3. Nashville if directed by Paul Haggis

The populist politician who has a car encircling Nashville, playing a recording of the politician spouting off folksy tales and encouraging citizens to yearn for a higher calling is replaced by an evil, corporate, racist Republican. And his man in town who gladhands all of the Opry players is instead running around killing black people, until he falls in love with one, and realizes that racism is wrong. You can tell if a character is a good guy or bad guy within their first three lines; no racial slurs by then, you got yourself a good guy. Shots are characterized by languid close-ups that show a character agonizing over a decision of whether or not to play into a totally obvious stereotype. And Barbara Jean dies because she doesn't have universal healthcare. Which I'm totally for, by the way, I just think Haggis would unnecessarily shoe-horn this in and then win an Oscar because he is a twat and empty liberal twattery is always rewarded in Hollywood. Movie ends with the characters realizing their travails would have been relatively stirring in the early '90s, not so much in 2008.

2. The Ten Commandments if directed by Tom Shadyac

Moses is accompanied by a talking camel (voiced by David Spade) that sasses back God whenever he issues a new set of orders for Moses. Aron keeps getting hit in the nuts by different objects whenever he's about to say something important. Also, people think Moses is gay because of his lisp, which leads to a lot of unnecessary double entendres, like, High Priest: "Your staff just went soft, Moses!" Moses: "That ithn't my thtaff, it'th a thnake!" High Priest: "A trouser snake?"

Instead of the angel of death taking every first-born son, the angel of tickling tickles everybody and everybody laughs when they get tickled because they're ticklish. The angel of death is played by Robin Williams, who vamps and frequently goes off script with his gay hair-dresser voice - "Hmm, Lamb's blood - what did Liza just come through?!"

When the water comes crashing down after the Israelites cross it, Pharoah shakes his fist and comically yells, "Mo-ses!"

Also, God is played by Morgan Freeman.

1. The Great Escape if directed by M. Night Shyamalan

The camp is actually in Utah, the year is 1997, and Steve McQueen never had a baseball mitt.

Tuesday, June 03, 2008

Looking Back at the 2004 Election

This will not be a substantive post. In fact, it's pretty low in content. I was just thinking about how after the '04 election, a friend of mine forwarded an e-mail to me and a bunch of other people mocking us for voting for Kerry and that if we wanted to move to another country, they'd be sponsoring a ship to Iraq and Guantanamo. It was very sophisticated, as you may see, which is why it's totally worth remarking upon now.

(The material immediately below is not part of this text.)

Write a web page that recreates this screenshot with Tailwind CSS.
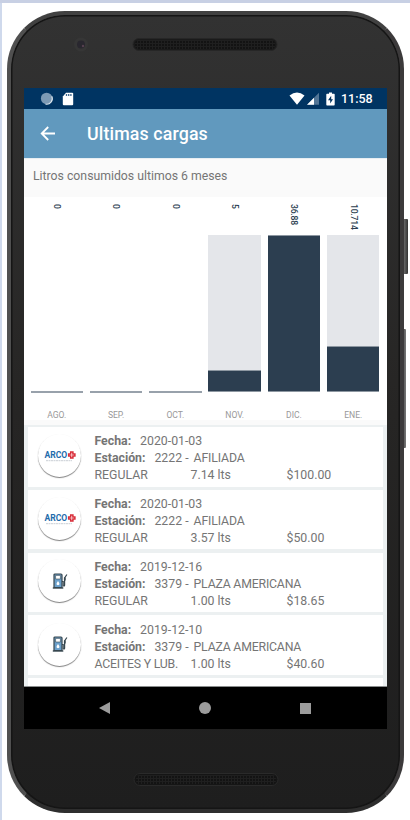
<!DOCTYPE html>
<html lang="es">
<head>
    <meta charset="UTF-8">
    <meta name="viewport" content="width=device-width, initial-scale=1.0">
    <title>Ultimas cargas</title>
    <script src="https://cdn.jsdelivr.net/npm/@tailwindcss/browser@4"></script>
</head>
<body class="h-[820px] w-[410px] overflow-hidden border-t-[3px] border-[#c8d0e4] bg-white font-['Roboto',sans-serif] text-[#757575]">
    <div class="relative flex h-[817px] border-l-2 border-[#cfd9ec] pt-2 pl-[5px]">
        <!-- Side buttons -->
        <div class="absolute top-[216px] left-[401px] h-[55px] w-[5px] rounded-r-[1px] bg-linear-to-r from-[#777] to-[#333]"></div>
        <div class="absolute top-[326px] left-[400px] h-[119px] w-[4px] rounded-r-[1px] bg-linear-to-r from-[#444] to-[#777]"></div>

        <!-- Phone body -->
        <div class="relative flex h-[802px] w-[397px] flex-col items-center rounded-[58px] border-x-[4px] border-y-[4px] border-t-[#414141] border-r-[#3c3a3b] border-b-[#2e2e2e] border-l-[#505050] bg-linear-to-b from-[#323232] via-[#262524] to-[#1e1e1e] shadow-[inset_0_0_0_1.5px_#151515]">
            <div class="flex h-[73px] w-full items-start pt-[22px] pl-[62px]">
                <svg class="h-[16px] w-[16px]" viewBox="0 0 16 16">
                    <circle cx="8" cy="7.5" r="7" fill="#363636"/>
                    <circle cx="8" cy="7.5" r="4" fill="#29272f"/>
                    <circle cx="10" cy="9" r="1.2" fill="#56404f"/>
                </svg>
                <svg class="mt-px ml-[43px] h-[13px] w-[146px]" viewBox="0 0 146 13">
                    <defs>
                        <pattern id="grille" width="3" height="3" patternUnits="userSpaceOnUse">
                            <rect width="3" height="3" fill="#1f1f1f"/>
                            <rect width="2" height="2" fill="#131313"/>
                        </pattern>
                    </defs>
                    <rect x="1" y=".5" width="144" height="12" rx="6" fill="#1a1a1a" stroke="#262626"/>
                    <rect x="3" y="2" width="140" height="9" rx="4" fill="url(#grille)"/>
                </svg>
            </div>

            <!-- Screen -->
            <div class="flex h-[641px] w-[363px] shrink-0 flex-col overflow-hidden bg-[#fafafa]">
                <!-- Status bar -->
                <div class="flex h-[21px] shrink-0 items-center bg-[#003462] pr-[14px] pl-4">
                    <svg class="h-[14px] w-[14px]" viewBox="0 0 14 14">
                        <circle cx="6.6" cy="6.4" r="5.7" fill="#7d9ab4"/>
                        <path d="M11.8 4.2A5.6 5.6 0 0 1 5.4 12" fill="none" stroke="#dce6ee" stroke-width="1.1"/>
                    </svg>
                    <svg class="ml-2 h-[14px] w-[12px]" viewBox="0 0 12 14">
                        <path d="M4 .7h6.2q1 0 1 1v10.6q0 1-1 1H1.8q-1 0-1-1V4.5z" fill="#fff"/>
                        <path d="M4.5 2v2M6.7 2v2M8.9 2v2" stroke="#3b638a" stroke-width="1.3"/>
                    </svg>
                    <svg class="ml-auto h-[13px] w-[16px]" viewBox="0 0 16 13">
                        <path d="M.5 3.5Q8-2.3 15.5 3.5L8 12.8z" fill="#fff"/>
                    </svg>
                    <svg class="ml-[2px] h-[13px] w-[12px]" viewBox="0 0 12 13">
                        <path d="M12 .7v12H0z" fill="#527596"/>
                        <path d="M7 5.8v6.9H0z" fill="#fff"/>
                    </svg>
                    <svg class="ml-[7px] h-[14px] w-[9px]" viewBox="0 0 9 14">
                        <path d="M3 .5h3v1.3h2q.7 0 .7.7v10q0 1-.7 1H1q-.7 0-.7-1v-10q0-.7.7-.7h2z" fill="#fff"/>
                        <path d="M5.2 3.8 2 8.2h2.2v3.4L7 7.2H5.2z" fill="#003462"/>
                    </svg>
                    <span class="ml-[6px] w-[32px] pt-px text-[12.5px] leading-none font-medium whitespace-nowrap text-white">11:58</span>
                </div>

                <!-- App bar -->
                <div class="flex h-[49px] shrink-0 items-center bg-[#6199be] pl-4 text-white">
                    <svg class="h-4 w-4" viewBox="0 0 16 16" fill="none" stroke="#fff" stroke-width="1.8">
                        <path d="M15 7.5H2M8.2 1 1.7 7.5l6.5 6.5"/>
                    </svg>
                    <h1 class="ml-[31px] pt-0.5 text-[17.8px] font-medium tracking-[0.13px] whitespace-nowrap">Ultimas cargas</h1>
                </div>

                <p class="flex h-[39px] shrink-0 items-center border-t border-[#e8eef2] pb-[3px] pl-[9px] text-[12.25px] whitespace-nowrap">Litros consumidos ultimos 6 meses</p>

                <!-- Bar chart: value, bar, month -->
                <div class="grid h-[223px] shrink-0 grid-cols-[repeat(6,52.5px)] gap-x-[6.8px] bg-white pl-[6.5px] text-[8.6px] text-[#2c3e50]">
                    <div class="flex flex-col items-center">
                        <span class="h-[39px] pt-[7px] leading-none font-medium [writing-mode:vertical-rl]">0</span>
                        <div class="flex h-[157px] w-full flex-col justify-end"><div class="h-[2px] bg-[#98a1ab]"></div></div>
                        <span class="mt-[16px] text-[#999]">AGO.</span>
                    </div>
                    <div class="flex flex-col items-center">
                        <span class="h-[39px] pt-[7px] leading-none font-medium [writing-mode:vertical-rl]">0</span>
                        <div class="flex h-[157px] w-full flex-col justify-end"><div class="h-[2px] bg-[#98a1ab]"></div></div>
                        <span class="mt-[16px] text-[#999]">SEP.</span>
                    </div>
                    <div class="flex flex-col items-center">
                        <span class="h-[39px] pt-[7px] leading-none font-medium [writing-mode:vertical-rl]">0</span>
                        <div class="flex h-[157px] w-full flex-col justify-end"><div class="h-[2px] bg-[#98a1ab]"></div></div>
                        <span class="mt-[16px] text-[#999]">OCT.</span>
                    </div>
                    <div class="flex flex-col items-center">
                        <span class="h-[38px] pt-[7px] leading-none font-medium [writing-mode:vertical-rl]">5</span>
                        <div class="flex h-[157px] w-full flex-col justify-end bg-[#e4e6ea]"><div class="h-[22px] border-y border-[#8d97a1] bg-[#2c3e50]"></div></div>
                        <span class="mt-[17px] text-[#999]">NOV.</span>
                    </div>
                    <div class="flex flex-col items-center">
                        <span class="h-[38px] pt-[7px] leading-none font-medium tracking-[-0.2px] [writing-mode:vertical-rl]">36.88</span>
                        <div class="flex h-[157px] w-full flex-col justify-end bg-[#e4e6ea]"><div class="h-[157px] border-y border-[#8d97a1] bg-[#2c3e50]"></div></div>
                        <span class="mt-[17px] text-[#999]">DIC.</span>
                    </div>
                    <div class="flex flex-col items-center">
                        <span class="h-[38px] pt-[7px] leading-none font-medium tracking-[-0.2px] [writing-mode:vertical-rl]">10.714</span>
                        <div class="flex h-[157px] w-full flex-col justify-end bg-[#e4e6ea]"><div class="h-[46px] border-y border-[#8d97a1] bg-[#2c3e50]"></div></div>
                        <span class="mt-[17px] text-[#999]">ENE.</span>
                    </div>
                </div>

                <!-- Refuel list -->
                <div class="mt-[5px] flex h-[262px] shrink-0 flex-col gap-[3.2px] overflow-hidden border-b border-[#8a8d8d] bg-[#ecf0f1] pt-[2px] pr-[4.5px] pl-1 text-[12.3px] leading-[17px] whitespace-nowrap">
                    <div class="flex h-[59.6px] shrink-0 bg-white pt-[6px] pl-[10px]">
                        <div class="mt-px flex h-[43px] w-[43px] items-center justify-center rounded-full bg-white shadow-[0_1px_1px_#00000080]">
                            <svg class="h-[14px] w-[32px]" viewBox="0 0 32 14">
                                <text x=".4" y="9" font-family="Roboto" font-weight="700" font-size="8.6" fill="#1f6cac" textLength="22.8" lengthAdjust="spacingAndGlyphs">ARCO</text>
                                <path d="M26.7 3h2.2v1.9h2v2.2h-2V9h-2.2V7.1h-2V4.9h2z" fill="#fff" stroke="#d82c38" stroke-width="1.5"/>
                                <path d="M2 11.7h26" stroke="#bcc3ca" stroke-width=".8" stroke-dasharray="2 .5"/>
                            </svg>
                        </div>
                        <div class="ml-[13.5px]">
                            <p><b>Fecha:</b><span class="ml-[9px]">2020-01-03</span></p>
                            <p><b>Estación:</b><span class="ml-[9px]">2222 -</span><span class="ml-[5px] tracking-[-0.15px]">AFILIADA</span></p>
                            <p class="flex"><span class="w-[96px]">REGULAR</span><span class="w-[96px]">7.14 lts</span><span>$100.00</span></p>
                        </div>
                    </div>
                    <div class="flex h-[59.6px] shrink-0 bg-white pt-[6px] pl-[10px]">
                        <div class="mt-[1.5px] flex h-[43px] w-[43px] items-center justify-center rounded-full bg-white shadow-[0_1px_1px_#00000080]">
                            <svg class="h-[14px] w-[32px]" viewBox="0 0 32 14">
                                <text x=".4" y="9" font-family="Roboto" font-weight="700" font-size="8.6" fill="#1f6cac" textLength="22.8" lengthAdjust="spacingAndGlyphs">ARCO</text>
                                <path d="M26.7 3h2.2v1.9h2v2.2h-2V9h-2.2V7.1h-2V4.9h2z" fill="#fff" stroke="#d82c38" stroke-width="1.5"/>
                                <path d="M2 11.7h26" stroke="#bcc3ca" stroke-width=".8" stroke-dasharray="2 .5"/>
                            </svg>
                        </div>
                        <div class="ml-[13.5px]">
                            <p><b>Fecha:</b><span class="ml-[9px]">2020-01-03</span></p>
                            <p><b>Estación:</b><span class="ml-[9px]">2222 -</span><span class="ml-[5px] tracking-[-0.15px]">AFILIADA</span></p>
                            <p class="flex"><span class="w-[96px]">REGULAR</span><span class="w-[96px]">3.57 lts</span><span>$50.00</span></p>
                        </div>
                    </div>
                    <div class="flex h-[59.6px] shrink-0 bg-white pt-[6px] pl-[10px]">
                        <div class="mt-[0.7px] flex h-[43px] w-[43px] items-center justify-center rounded-full bg-white shadow-[0_1px_1px_#00000080]">
                            <svg class="h-[16px] w-[16px]" viewBox="0 0 16 16">
                                <path d="M2 14.5V2q0-1 1-1h6q1 0 1 1v12.5z" fill="#6ba0cb" stroke="#37474f" stroke-width="1.2"/>
                                <path d="M3.6 2.4h4.8v3.6H3.6z" fill="#fff" stroke="#37474f" stroke-width=".6"/>
                                <path d="M6 8q3 4 0 4.2-3-.2 0-4.2z" fill="#fff"/>
                                <path d="M.8 15h10.5" stroke="#37474f" stroke-width="1.4"/>
                                <path d="M10 8.5h1.2v4.2q1.4.9 1.4-.8V5l2.3-3.5" fill="none" stroke="#37474f" stroke-width="1.2"/>
                                <path d="M12.8 4.5v3" stroke="#37474f" stroke-width="1.8"/>
                            </svg>
                        </div>
                        <div class="ml-[13.5px]">
                            <p><b>Fecha:</b><span class="ml-[9px]">2019-12-16</span></p>
                            <p><b>Estación:</b><span class="ml-[9px]">3379 -</span><span class="ml-[5px] tracking-[-0.2px]">PLAZA AMERICANA</span></p>
                            <p class="flex"><span class="w-[96px]">REGULAR</span><span class="w-[96px]">1.00 lts</span><span>$18.65</span></p>
                        </div>
                    </div>
                    <div class="flex h-[59.6px] shrink-0 bg-white pt-[6.5px] pl-[10px]">
                        <div class="mt-[0.7px] flex h-[43px] w-[43px] items-center justify-center rounded-full bg-white shadow-[0_1px_1px_#00000080]">
                            <svg class="h-[16px] w-[16px]" viewBox="0 0 16 16">
                                <path d="M2 14.5V2q0-1 1-1h6q1 0 1 1v12.5z" fill="#6ba0cb" stroke="#37474f" stroke-width="1.2"/>
                                <path d="M3.6 2.4h4.8v3.6H3.6z" fill="#fff" stroke="#37474f" stroke-width=".6"/>
                                <path d="M6 8q3 4 0 4.2-3-.2 0-4.2z" fill="#fff"/>
                                <path d="M.8 15h10.5" stroke="#37474f" stroke-width="1.4"/>
                                <path d="M10 8.5h1.2v4.2q1.4.9 1.4-.8V5l2.3-3.5" fill="none" stroke="#37474f" stroke-width="1.2"/>
                                <path d="M12.8 4.5v3" stroke="#37474f" stroke-width="1.8"/>
                            </svg>
                        </div>
                        <div class="ml-[13.5px]">
                            <p><b>Fecha:</b><span class="ml-[9px]">2019-12-10</span></p>
                            <p><b>Estación:</b><span class="ml-[9px]">3379 -</span><span class="ml-[5px] tracking-[-0.2px]">PLAZA AMERICANA</span></p>
                            <p class="flex"><span class="w-[96px] tracking-[-0.2px]">ACEITES Y LUB.</span><span class="w-[96px]">1.00 lts</span><span>$40.60</span></p>
                        </div>
                    </div>
                    <div class="h-[59.6px] shrink-0 bg-white"></div>
                </div>

                <!-- Navigation bar -->
                <div class="flex grow items-center bg-black pl-[75px]">
                    <svg class="h-3 w-[11px]" viewBox="0 0 11 12"><path d="M11 0v12L0 6z" fill="#9c9c9c"/></svg>
                    <div class="ml-[89px] h-3 w-3 rounded-full bg-[#9c9c9c]"></div>
                    <div class="ml-[89px] h-[11px] w-[11px] bg-[#9c9c9c]"></div>
                </div>
            </div>

            <svg class="mt-[44px] h-[13px] w-[146px]" viewBox="0 0 146 13">
                <rect x="1" y=".5" width="144" height="12" rx="6" fill="#151515" stroke="#2a2a2a"/>
                <rect x="3" y="2" width="140" height="9" rx="4" fill="url(#grille)"/>
            </svg>
        </div>
    </div>
</body>
</html>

Actually, it sort of is, because I wish I had that list of people in the e-mail trail so I could blast one out to everyone that said: For those of you who voted for Bush in 2004, why don't you just sit this one out.* The country isn't going anywhere, we'll still be here when you've proven you're ready to vote again. Just not this year. Likely, you'll find this unfair. You'll claim it's your right as an American citizen with only one or two DUIs under your belt to be able to vote for whomever you please. You're right, I'm not forcing you to do anything. But I am suggesting that you sit this one out. That's all, I'm only suggesting.

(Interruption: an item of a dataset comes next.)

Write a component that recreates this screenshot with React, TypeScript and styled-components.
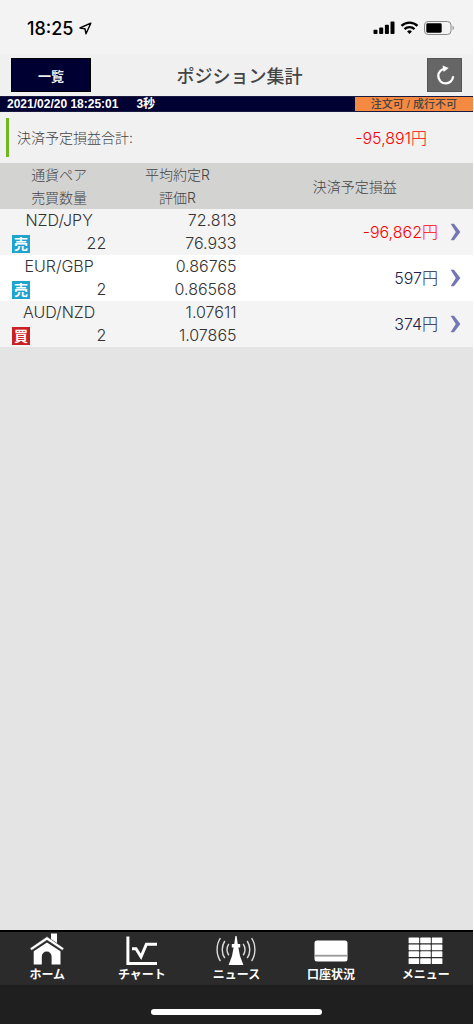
import React from 'react';
import styled, { createGlobalStyle } from 'styled-components';

const GlobalStyle = createGlobalStyle`
  *, *::before, *::after { box-sizing: border-box; }
  html, body { margin: 0; background: #fff; }
  body { font-family: Inter, "Noto Sans CJK JP", sans-serif; font-weight: 300; color: #333; }
  button { font: inherit; }
`;

const Screen = styled.div`
  min-height: 100vh;
  display: flex;
  flex-direction: column;
  background: #e4e4e4;
  border-right: 1px solid #fff;
`;

const StatusBar = styled.div`
  height: 54px;
  padding: 2px 18px 0 27px;
  display: flex;
  align-items: center;
  justify-content: space-between;
  background: #f3f3f3;
  color: #000;
`;

const Clock = styled.div`
  display: flex;
  align-items: center;
  gap: 6px;
  font-size: 18px;
  font-weight: 500;
`;

const StatusIcons = styled.div`
  display: flex;
  align-items: center;
  gap: 5px;
`;

const Header = styled.header`
  height: 42px;
  padding: 4px 11px;
  display: grid;
  grid-template-columns: 80px 1fr 74px;
  align-items: center;
  background: #f0f0f0;
`;

const ListButton = styled.button`
  height: 34px;
  padding: 0;
  border: 1px solid #000;
  background: #000033;
  color: #eee;
  font-family: "Noto Sans CJK JP", sans-serif;
  font-size: 13px;
  font-weight: 700;
`;

const Title = styled.h1`
  margin: 0;
  text-align: center;
  font-family: "Noto Sans CJK JP", sans-serif;
  font-size: 18px;
  font-weight: 500;
  color: #444;
`;

const RefreshButton = styled.button`
  justify-self: end;
  width: 35px;
  height: 34px;
  padding: 0;
  border: 1px solid #555;
  background: #666;
  display: flex;
  align-items: center;
  justify-content: center;
`;

const InfoBar = styled.div`
  height: 16px;
  display: grid;
  grid-template-columns: 3fr 1fr;
  border: solid #1a1a40;
  border-width: 1px 0;
  background: #000033;
  line-height: 14px;
`;

const Timestamp = styled.div`
  padding-left: 7px;
  display: flex;
  gap: 18px;
  color: #fff;
  font-family: "Liberation Sans", "Noto Sans CJK JP", sans-serif;
  font-size: 12px;
  font-weight: 700;
`;

const OrderState = styled.div`
  background: #f48942;
  text-align: center;
  font-family: "Liberation Sans", "Noto Sans CJK JP", sans-serif;
  font-size: 11px;
  font-weight: 500;
  color: #444;
`;

const Summary = styled.section`
  height: 51px;
  padding: 6px 46px 6px 6px;
  display: flex;
  background: #f1f1f1;
`;

const SummaryInner = styled.div`
  flex: 1;
  padding: 0 0 2px 8px;
  display: flex;
  align-items: center;
  justify-content: space-between;
  border-left: 3px solid #6fb91f;
`;

const SummaryLabel = styled.span`
  font-size: 14px;
  color: #444;
`;

const Amount = styled.span<{ $negative?: boolean }>`
  font-size: 16px;
  color: ${(p) => (p.$negative ? '#ff0000' : '#22224a')};
`;

const Table = styled.table`
  width: 100%;
  table-layout: fixed;
  border-collapse: collapse;
`;

const HeadCell = styled.th`
  height: 46px;
  padding: 0;
  background: #d3d3d2;
  font-size: 14px;
  line-height: 23px;
  font-weight: 300;
  color: #444;
  &:last-child { width: 50%; }
`;

const Row = styled.tr`
  background: #f4f4f4;
  &:nth-child(even) { background: #fff; }
`;

const Cell = styled.td<{ $align?: string }>`
  height: 46px;
  padding: 0;
  font-size: 16px;
  line-height: 23px;
  text-align: ${(p) => p.$align ?? 'left'};
`;

const Pair = styled.div`
  text-align: center;
`;

const Quantity = styled.div`
  padding: 0 12px;
  display: flex;
  align-items: center;
  justify-content: space-between;
`;

const Side = styled.span<{ $buy: boolean }>`
  width: 18px;
  height: 18px;
  background: ${(p) => (p.$buy ? '#cb1f26' : '#20a4cf')};
  color: #fff;
  font-size: 14px;
  line-height: 18px;
  font-weight: 700;
  text-align: center;
`;

const ProfitLink = styled.a`
  padding-right: 12px;
  display: flex;
  align-items: center;
  justify-content: flex-end;
  gap: 12px;
  text-decoration: none;
`;

const Footer = styled.footer`
  margin-top: auto;
  background: #1f1f1f;
`;

const Nav = styled.nav`
  height: 55px;
  display: grid;
  grid-template-columns: repeat(5, 1fr);
  border-top: 2px solid #000;
  background: #2b2b2b;
`;

const NavItem = styled.a`
  padding-top: 1px;
  display: flex;
  flex-direction: column;
  align-items: center;
  color: #fff;
  text-decoration: none;
  font-family: "Noto Sans CJK JP", sans-serif;
  font-size: 12px;
  line-height: 14px;
  font-weight: 700;
`;

const HomeArea = styled.div`
  height: 39px;
  display: flex;
  justify-content: center;
  align-items: center;
  padding-top: 14px;
`;

const HomeBar = styled.div`
  width: 36%;
  height: 6px;
  border-radius: 3px;
  background: #fff;
`;

const LocationIcon = () => (
  <svg width="13" height="13" viewBox="0 0 13 13" fill="none" stroke="#000" strokeWidth="1.4" strokeLinejoin="round">
    <path d="M11.8 1.2 1 6l5 .8 1 5z" />
  </svg>
);

const SignalIcon = () => (
  <svg width="22" height="14" viewBox="0 0 22 14">
    <rect x="0.5" y="8.8" width="4" height="4.2" rx="0.8" />
    <rect x="6.2" y="6.6" width="4" height="6.4" rx="0.8" />
    <rect x="11.9" y="3.7" width="4" height="9.3" rx="0.8" />
    <rect x="17.5" y="0.6" width="4" height="12.4" rx="0.8" />
  </svg>
);

const WifiIcon = () => (
  <svg width="19" height="14" viewBox="0 0 18 14" fill="none" stroke="#000" strokeWidth="2.4">
    <path d="M1 4.9a11.4 11.4 0 0 1 16 0" />
    <path d="M4 8.1a7.2 7.2 0 0 1 10 0" />
    <path d="M6.6 10.4a3.6 3.6 0 0 1 4.8 0L9 13z" fill="#000" stroke="none" />
  </svg>
);

const BatteryIcon = () => (
  <svg width="31" height="14" viewBox="0 0 31 14">
    <rect x="0.5" y="0.5" width="26.5" height="13" rx="3.6" fill="none" stroke="#888" />
    <rect x="2.3" y="2.3" width="15.4" height="9.4" rx="1.4" />
    <path d="M28.6 4.8c1.5.5 1.5 3.9 0 4.4z" fill="#777" />
  </svg>
);

const RefreshIcon = () => (
  <svg width="22" height="22" viewBox="0 0 22 22" fill="none" stroke="#fff" strokeWidth="2.3">
    <path d="M11.6 4.6a7.4 7.4 0 1 0 7.5 7.6" />
    <path d="M8.6 1.4l6 2.5-5 4.2z" fill="#fff" stroke="none" />
  </svg>
);

const ChevronIcon = () => (
  <svg width="11" height="18" viewBox="0 0 11 18" fill="#7577b5" role="img" aria-label="詳細">
    <path d="M0.6 0.8H4L10.4 9 4 17.2H0.6L5.8 9z" />
  </svg>
);

const HomeIcon = () => (
  <svg width="36" height="34" viewBox="0 0 36 34" fill="#fff">
    <path d="M22 0.5h6v10.7l-6-4.8z" />
    <path d="M18 3.6.9 15.2l1.7 2.2L18 7.2l15.4 10.2 1.7-2.2z" stroke="#2b2b2b" strokeWidth="0.6" />
    <path d="M18 9.4 4.7 18.2V31.500h8.100v-8a4.800 4.800 0 0 1 9.800 0v8h8.900V18.200z" />
  </svg>
);

const ChartIcon = () => (
  <svg width="36" height="34" viewBox="0 0 36 34" fill="none" stroke="#fff">
    <path d="M3.9 3.5v27H33" strokeWidth="3" />
    <path d="M8 15.8h4l5 8 5.4-12.6H33" strokeWidth="3" />
  </svg>
);

const NewsIcon = () => (
  <svg width="42" height="34" viewBox="0 0 42 34" fill="none" stroke="#ddd" strokeWidth="1.4">
    <path d="M20.4 3h1.2l1.2 8h2.4v3.5h-1.8L25 23l3.4 9H13.600L17 23l1.600-8.500h-1.800V11h2.400z" fill="#fff" stroke="none" />
    <path d="M5.400 5.200c-4.400 6.400-4.400 16.400 0 22.800M9.800 8c-3.400 5-3.400 12.400 0 17.200M13.800 10.800c-2.200 3.600-2.200 8 0 11.600" />
    <path d="M36.600 5.200c4.400 6.400 4.400 16.400 0 22.800M32.200 8c3.400 5 3.400 12.400 0 17.200M28.200 10.800c2.200 3.600 2.200 8 0 11.600" />
  </svg>
);

const CardIcon = () => (
  <svg width="36" height="34" viewBox="0 0 36 34">
    <rect x="1.5" y="7.5" width="33" height="21" rx="2.5" fill="#fff" />
    <rect x="1.5" y="21.8" width="33" height="1.8" fill="#999" />
  </svg>
);

const GridIcon = () => (
  <svg width="36" height="34" viewBox="0 0 36 34" fill="#fff">
    {[0, 1, 2, 3].map((r) =>
      [0, 1, 2].map((c) => (
        <rect key={`${r}-${c}`} x={0.6 + c * 11.6} y={4.5 + r * 6.9} width="10.6" height="5.8" rx="0.6" />
      )),
    )}
  </svg>
);

const positions = [
  { pair: 'NZD/JPY', buy: false, qty: '22', avg: '72.813', rate: '76.933', profit: '-96,862円' },
  { pair: 'EUR/GBP', buy: false, qty: '2', avg: '0.86765', rate: '0.86568', profit: '597円' },
  { pair: 'AUD/NZD', buy: true, qty: '2', avg: '1.07611', rate: '1.07865', profit: '374円' },
];

const navItems = [
  { label: 'ホーム', Icon: HomeIcon },
  { label: 'チャート', Icon: ChartIcon },
  { label: 'ニュース', Icon: NewsIcon },
  { label: '口座状況', Icon: CardIcon },
  { label: 'メニュー', Icon: GridIcon },
];

export default function App() {
  return (
    <Screen>
      <GlobalStyle />
      <StatusBar>
        <Clock>
          18:25
          <LocationIcon />
        </Clock>
        <StatusIcons>
          <SignalIcon />
          <WifiIcon />
          <BatteryIcon />
        </StatusIcons>
      </StatusBar>
      <Header>
        <ListButton type="button">一覧</ListButton>
        <Title>ポジション集計</Title>
        <RefreshButton type="button" aria-label="更新">
          <RefreshIcon />
        </RefreshButton>
      </Header>
      <InfoBar>
        <Timestamp>
          <span>2021/02/20 18:25:01</span>
          <span>3秒</span>
        </Timestamp>
        <OrderState>注文可 / 成行不可</OrderState>
      </InfoBar>
      <Summary>
        <SummaryInner>
          <SummaryLabel>決済予定損益合計:</SummaryLabel>
          <Amount $negative>-95,891円</Amount>
        </SummaryInner>
      </Summary>
      <Table>
        <thead>
          <tr>
            <HeadCell scope="col">通貨ペア<br />売買数量</HeadCell>
            <HeadCell scope="col">平均約定R<br />評価R</HeadCell>
            <HeadCell scope="col">決済予定損益</HeadCell>
          </tr>
        </thead>
        <tbody>
          {positions.map((p) => (
            <Row key={p.pair}>
              <Cell>
                <Pair>{p.pair}</Pair>
                <Quantity>
                  <Side $buy={p.buy}>{p.buy ? '買' : '売'}</Side>
                  {p.qty}
                </Quantity>
              </Cell>
              <Cell $align="right">
                {p.avg}
                <br />
                {p.rate}
              </Cell>
              <Cell>
                <ProfitLink href="#">
                  <Amount $negative={p.profit.startsWith('-')}>{p.profit}</Amount>
                  <ChevronIcon />
                </ProfitLink>
              </Cell>
            </Row>
          ))}
        </tbody>
      </Table>
      <Footer>
        <Nav>
          {navItems.map(({ label, Icon }) => (
            <NavItem key={label} href="#">
              <Icon />
              {label}
            </NavItem>
          ))}
        </Nav>
        <HomeArea>
          <HomeBar />
        </HomeArea>
      </Footer>
    </Screen>
  );
}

As we all know, many of you had pledged to join the war effort after 9/11. While you may well be doing so in your role at Enterprise Rent-A-Car or some corporate law firm or grad school, I would just like to gently remind you of the pledge you made, and I'd also like to remind you that time is not up. In fact, with the surge drawing down, there are a number of openings over there. I'm sure the soldiers over there would love to hear all of your theories about how America needs to build democracies in arbitrarily-organized sectarian cesspools. It's true that many of you are interested in voting for Barack Obama this year. While I commend you for your newfound good taste, I'll have to speak for the Obama campaign here and say no. We don't need you and we don't particularly want you. We kind of see you as the kid with ADHD in the AP class. How you got here, we have no idea, but we find your spazz-outs and inability to follow directions annoying and kind of wish the teacher would just you show the door. Either way, with or without you, we have a bright future. We just wish it didn't immediately include you. We're sure you're very nice, particularly when you're on your meds. But we'd really just rather not put up with you. I'm sure you'll be fine, and you'll talk yourself into believing in '16 that Jindal really is just a moderate who says extremist things just to placate his base. And for that person out there who is now practicing law in Boston, I believe, you who voted for Nader in '00 and Bush in '04, just... what happened? I guess it's par for the course that you magically became a Red Sox fan in that '04 World Series season, so that must have been very gratifying, but... You should have known better, and I can't help but feel you owe me and the rest of us an apology for your awful, awful judgment.

In closing, for those of you planning on coming to an Obama rally in the general, please don't. Sex and the City will be out on DVD by then, so you can watch that instead and pretend to be all witty and urbane and say things with an ironic tone of voice even when what you're saying isn't in the least ironic. It's very classy. I'll even pour an Appletini for you, just please, stay the fuck away from our candidate.

*Does not apply to my friend Jason, because he is righteous.